**Problem to work on:**
Please write the listing below out again exactly, leaving every picture behind.

**Data supplied:**
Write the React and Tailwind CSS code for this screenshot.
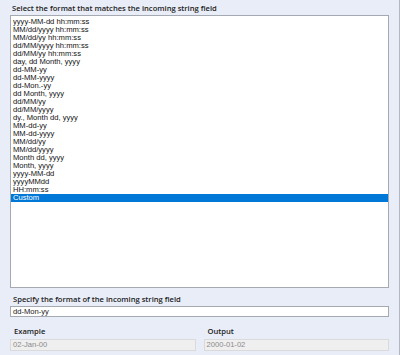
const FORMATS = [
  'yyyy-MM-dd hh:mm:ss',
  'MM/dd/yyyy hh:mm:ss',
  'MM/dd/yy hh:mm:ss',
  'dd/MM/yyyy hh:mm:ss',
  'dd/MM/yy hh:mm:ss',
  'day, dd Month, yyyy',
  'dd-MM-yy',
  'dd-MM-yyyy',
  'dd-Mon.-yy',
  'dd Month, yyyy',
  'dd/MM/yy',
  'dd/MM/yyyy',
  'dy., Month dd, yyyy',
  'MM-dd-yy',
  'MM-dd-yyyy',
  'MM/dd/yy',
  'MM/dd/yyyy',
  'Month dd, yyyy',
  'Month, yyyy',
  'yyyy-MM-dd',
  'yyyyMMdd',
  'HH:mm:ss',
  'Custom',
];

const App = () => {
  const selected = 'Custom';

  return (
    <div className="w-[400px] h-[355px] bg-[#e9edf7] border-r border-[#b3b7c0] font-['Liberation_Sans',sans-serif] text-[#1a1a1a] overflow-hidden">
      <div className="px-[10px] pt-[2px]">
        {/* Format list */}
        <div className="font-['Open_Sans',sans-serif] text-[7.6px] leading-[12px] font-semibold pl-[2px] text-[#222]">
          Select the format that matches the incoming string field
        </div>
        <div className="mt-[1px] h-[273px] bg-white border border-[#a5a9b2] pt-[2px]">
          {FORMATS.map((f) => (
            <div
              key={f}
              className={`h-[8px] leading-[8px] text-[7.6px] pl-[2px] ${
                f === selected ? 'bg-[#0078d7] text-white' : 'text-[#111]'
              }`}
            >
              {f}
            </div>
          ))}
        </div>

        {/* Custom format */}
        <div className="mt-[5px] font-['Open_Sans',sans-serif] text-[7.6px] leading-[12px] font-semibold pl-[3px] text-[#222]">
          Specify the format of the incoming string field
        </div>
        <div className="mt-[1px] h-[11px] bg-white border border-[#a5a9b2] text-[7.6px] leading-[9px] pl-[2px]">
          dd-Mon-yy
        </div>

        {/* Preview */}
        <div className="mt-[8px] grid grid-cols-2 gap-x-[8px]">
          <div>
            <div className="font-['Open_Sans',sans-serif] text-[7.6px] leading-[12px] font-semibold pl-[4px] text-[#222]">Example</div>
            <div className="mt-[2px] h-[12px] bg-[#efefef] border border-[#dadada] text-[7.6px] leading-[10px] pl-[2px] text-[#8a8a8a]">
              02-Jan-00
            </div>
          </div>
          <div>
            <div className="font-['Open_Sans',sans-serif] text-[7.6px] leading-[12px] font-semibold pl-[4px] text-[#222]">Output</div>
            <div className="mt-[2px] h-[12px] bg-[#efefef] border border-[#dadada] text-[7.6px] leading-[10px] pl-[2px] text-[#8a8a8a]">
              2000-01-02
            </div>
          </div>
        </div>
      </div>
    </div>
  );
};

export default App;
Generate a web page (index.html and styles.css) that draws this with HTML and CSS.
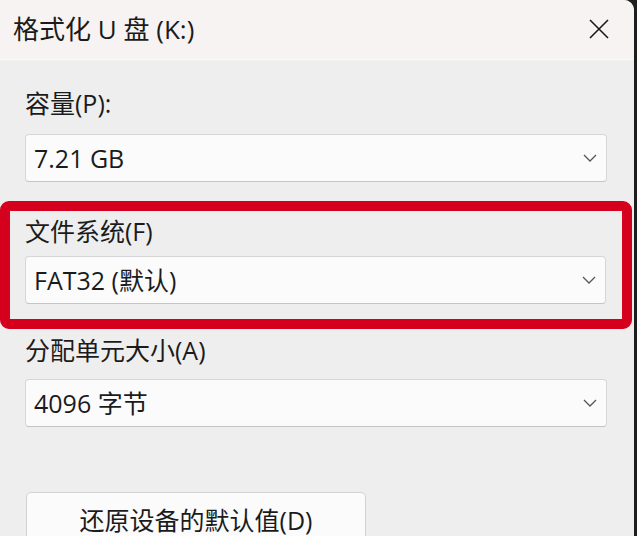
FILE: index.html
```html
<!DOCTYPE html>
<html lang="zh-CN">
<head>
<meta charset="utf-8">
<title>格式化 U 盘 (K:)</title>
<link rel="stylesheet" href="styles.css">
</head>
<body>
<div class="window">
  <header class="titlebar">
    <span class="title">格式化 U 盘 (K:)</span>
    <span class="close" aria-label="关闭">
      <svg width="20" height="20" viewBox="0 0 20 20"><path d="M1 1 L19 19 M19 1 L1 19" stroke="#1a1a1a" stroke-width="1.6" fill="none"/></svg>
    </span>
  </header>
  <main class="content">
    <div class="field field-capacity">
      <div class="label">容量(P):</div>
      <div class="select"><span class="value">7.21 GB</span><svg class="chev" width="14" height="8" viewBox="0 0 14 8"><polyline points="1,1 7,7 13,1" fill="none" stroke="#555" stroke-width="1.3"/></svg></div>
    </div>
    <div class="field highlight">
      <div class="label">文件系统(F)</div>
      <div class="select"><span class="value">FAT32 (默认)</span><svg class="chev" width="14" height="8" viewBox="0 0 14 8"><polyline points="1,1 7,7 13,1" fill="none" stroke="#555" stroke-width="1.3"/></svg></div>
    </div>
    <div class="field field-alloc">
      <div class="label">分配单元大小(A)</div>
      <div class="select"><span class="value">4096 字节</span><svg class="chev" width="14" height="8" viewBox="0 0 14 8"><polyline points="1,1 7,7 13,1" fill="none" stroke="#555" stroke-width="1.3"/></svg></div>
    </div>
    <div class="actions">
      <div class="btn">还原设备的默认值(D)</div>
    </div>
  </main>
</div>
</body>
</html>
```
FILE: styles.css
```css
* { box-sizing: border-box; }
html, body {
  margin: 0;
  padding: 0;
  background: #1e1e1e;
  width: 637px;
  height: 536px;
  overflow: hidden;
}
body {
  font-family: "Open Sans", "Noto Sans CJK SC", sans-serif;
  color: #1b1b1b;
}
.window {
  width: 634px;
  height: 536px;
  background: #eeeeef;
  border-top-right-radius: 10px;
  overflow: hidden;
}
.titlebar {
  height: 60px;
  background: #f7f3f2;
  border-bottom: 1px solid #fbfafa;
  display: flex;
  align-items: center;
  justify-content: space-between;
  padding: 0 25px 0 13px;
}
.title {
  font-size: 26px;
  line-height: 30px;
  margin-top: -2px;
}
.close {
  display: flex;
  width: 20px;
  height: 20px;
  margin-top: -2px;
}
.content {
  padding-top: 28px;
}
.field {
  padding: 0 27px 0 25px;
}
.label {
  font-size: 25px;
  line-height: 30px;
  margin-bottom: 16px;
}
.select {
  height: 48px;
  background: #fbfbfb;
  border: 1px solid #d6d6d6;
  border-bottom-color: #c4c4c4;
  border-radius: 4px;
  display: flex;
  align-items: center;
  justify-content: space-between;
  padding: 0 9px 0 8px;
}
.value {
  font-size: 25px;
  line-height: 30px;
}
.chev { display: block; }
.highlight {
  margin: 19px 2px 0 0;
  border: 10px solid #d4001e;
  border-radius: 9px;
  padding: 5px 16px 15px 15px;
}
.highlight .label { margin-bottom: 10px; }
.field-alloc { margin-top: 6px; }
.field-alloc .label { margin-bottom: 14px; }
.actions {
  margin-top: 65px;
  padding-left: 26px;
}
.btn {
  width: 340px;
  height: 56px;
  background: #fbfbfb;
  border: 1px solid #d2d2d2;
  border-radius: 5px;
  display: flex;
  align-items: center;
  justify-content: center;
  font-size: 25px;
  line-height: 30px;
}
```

**Complete answer:**
Write the React and Tailwind CSS code for this screenshot.
const FORMATS = [
  'yyyy-MM-dd hh:mm:ss',
  'MM/dd/yyyy hh:mm:ss',
  'MM/dd/yy hh:mm:ss',
  'dd/MM/yyyy hh:mm:ss',
  'dd/MM/yy hh:mm:ss',
  'day, dd Month, yyyy',
  'dd-MM-yy',
  'dd-MM-yyyy',
  'dd-Mon.-yy',
  'dd Month, yyyy',
  'dd/MM/yy',
  'dd/MM/yyyy',
  'dy., Month dd, yyyy',
  'MM-dd-yy',
  'MM-dd-yyyy',
  'MM/dd/yy',
  'MM/dd/yyyy',
  'Month dd, yyyy',
  'Month, yyyy',
  'yyyy-MM-dd',
  'yyyyMMdd',
  'HH:mm:ss',
  'Custom',
];

const App = () => {
  const selected = 'Custom';

  return (
    <div className="w-[400px] h-[355px] bg-[#e9edf7] border-r border-[#b3b7c0] font-['Liberation_Sans',sans-serif] text-[#1a1a1a] overflow-hidden">
      <div className="px-[10px] pt-[2px]">
        {/* Format list */}
        <div className="font-['Open_Sans',sans-serif] text-[7.6px] leading-[12px] font-semibold pl-[2px] text-[#222]">
          Select the format that matches the incoming string field
        </div>
        <div className="mt-[1px] h-[273px] bg-white border border-[#a5a9b2] pt-[2px]">
          {FORMATS.map((f) => (
            <div
              key={f}
              className={`h-[8px] leading-[8px] text-[7.6px] pl-[2px] ${
                f === selected ? 'bg-[#0078d7] text-white' : 'text-[#111]'
              }`}
            >
              {f}
            </div>
          ))}
        </div>

        {/* Custom format */}
        <div className="mt-[5px] font-['Open_Sans',sans-serif] text-[7.6px] leading-[12px] font-semibold pl-[3px] text-[#222]">
          Specify the format of the incoming string field
        </div>
        <div className="mt-[1px] h-[11px] bg-white border border-[#a5a9b2] text-[7.6px] leading-[9px] pl-[2px]">
          dd-Mon-yy
        </div>

        {/* Preview */}
        <div className="mt-[8px] grid grid-cols-2 gap-x-[8px]">
          <div>
            <div className="font-['Open_Sans',sans-serif] text-[7.6px] leading-[12px] font-semibold pl-[4px] text-[#222]">Example</div>
            <div className="mt-[2px] h-[12px] bg-[#efefef] border border-[#dadada] text-[7.6px] leading-[10px] pl-[2px] text-[#8a8a8a]">
              02-Jan-00
            </div>
          </div>
          <div>
            <div className="font-['Open_Sans',sans-serif] text-[7.6px] leading-[12px] font-semibold pl-[4px] text-[#222]">Output</div>
            <div className="mt-[2px] h-[12px] bg-[#efefef] border border-[#dadada] text-[7.6px] leading-[10px] pl-[2px] text-[#8a8a8a]">
              2000-01-02
            </div>
          </div>
        </div>
      </div>
    </div>
  );
};

export default App;
Generate a web page (index.html and styles.css) that draws this with HTML and CSS.
FILE: index.html
```html
<!DOCTYPE html>
<html lang="zh-CN">
<head>
<meta charset="utf-8">
<title>格式化 U 盘 (K:)</title>
<link rel="stylesheet" href="styles.css">
</head>
<body>
<div class="window">
  <header class="titlebar">
    <span class="title">格式化 U 盘 (K:)</span>
    <span class="close" aria-label="关闭">
      <svg width="20" height="20" viewBox="0 0 20 20"><path d="M1 1 L19 19 M19 1 L1 19" stroke="#1a1a1a" stroke-width="1.6" fill="none"/></svg>
    </span>
  </header>
  <main class="content">
    <div class="field field-capacity">
      <div class="label">容量(P):</div>
      <div class="select"><span class="value">7.21 GB</span><svg class="chev" width="14" height="8" viewBox="0 0 14 8"><polyline points="1,1 7,7 13,1" fill="none" stroke="#555" stroke-width="1.3"/></svg></div>
    </div>
    <div class="field highlight">
      <div class="label">文件系统(F)</div>
      <div class="select"><span class="value">FAT32 (默认)</span><svg class="chev" width="14" height="8" viewBox="0 0 14 8"><polyline points="1,1 7,7 13,1" fill="none" stroke="#555" stroke-width="1.3"/></svg></div>
    </div>
    <div class="field field-alloc">
      <div class="label">分配单元大小(A)</div>
      <div class="select"><span class="value">4096 字节</span><svg class="chev" width="14" height="8" viewBox="0 0 14 8"><polyline points="1,1 7,7 13,1" fill="none" stroke="#555" stroke-width="1.3"/></svg></div>
    </div>
    <div class="actions">
      <div class="btn">还原设备的默认值(D)</div>
    </div>
  </main>
</div>
</body>
</html>
```
FILE: styles.css
```css
* { box-sizing: border-box; }
html, body {
  margin: 0;
  padding: 0;
  background: #1e1e1e;
  width: 637px;
  height: 536px;
  overflow: hidden;
}
body {
  font-family: "Open Sans", "Noto Sans CJK SC", sans-serif;
  color: #1b1b1b;
}
.window {
  width: 634px;
  height: 536px;
  background: #eeeeef;
  border-top-right-radius: 10px;
  overflow: hidden;
}
.titlebar {
  height: 60px;
  background: #f7f3f2;
  border-bottom: 1px solid #fbfafa;
  display: flex;
  align-items: center;
  justify-content: space-between;
  padding: 0 25px 0 13px;
}
.title {
  font-size: 26px;
  line-height: 30px;
  margin-top: -2px;
}
.close {
  display: flex;
  width: 20px;
  height: 20px;
  margin-top: -2px;
}
.content {
  padding-top: 28px;
}
.field {
  padding: 0 27px 0 25px;
}
.label {
  font-size: 25px;
  line-height: 30px;
  margin-bottom: 16px;
}
.select {
  height: 48px;
  background: #fbfbfb;
  border: 1px solid #d6d6d6;
  border-bottom-color: #c4c4c4;
  border-radius: 4px;
  display: flex;
  align-items: center;
  justify-content: space-between;
  padding: 0 9px 0 8px;
}
.value {
  font-size: 25px;
  line-height: 30px;
}
.chev { display: block; }
.highlight {
  margin: 19px 2px 0 0;
  border: 10px solid #d4001e;
  border-radius: 9px;
  padding: 5px 16px 15px 15px;
}
.highlight .label { margin-bottom: 10px; }
.field-alloc { margin-top: 6px; }
.field-alloc .label { margin-bottom: 14px; }
.actions {
  margin-top: 65px;
  padding-left: 26px;
}
.btn {
  width: 340px;
  height: 56px;
  background: #fbfbfb;
  border: 1px solid #d2d2d2;
  border-radius: 5px;
  display: flex;
  align-items: center;
  justify-content: center;
  font-size: 25px;
  line-height: 30px;
}
```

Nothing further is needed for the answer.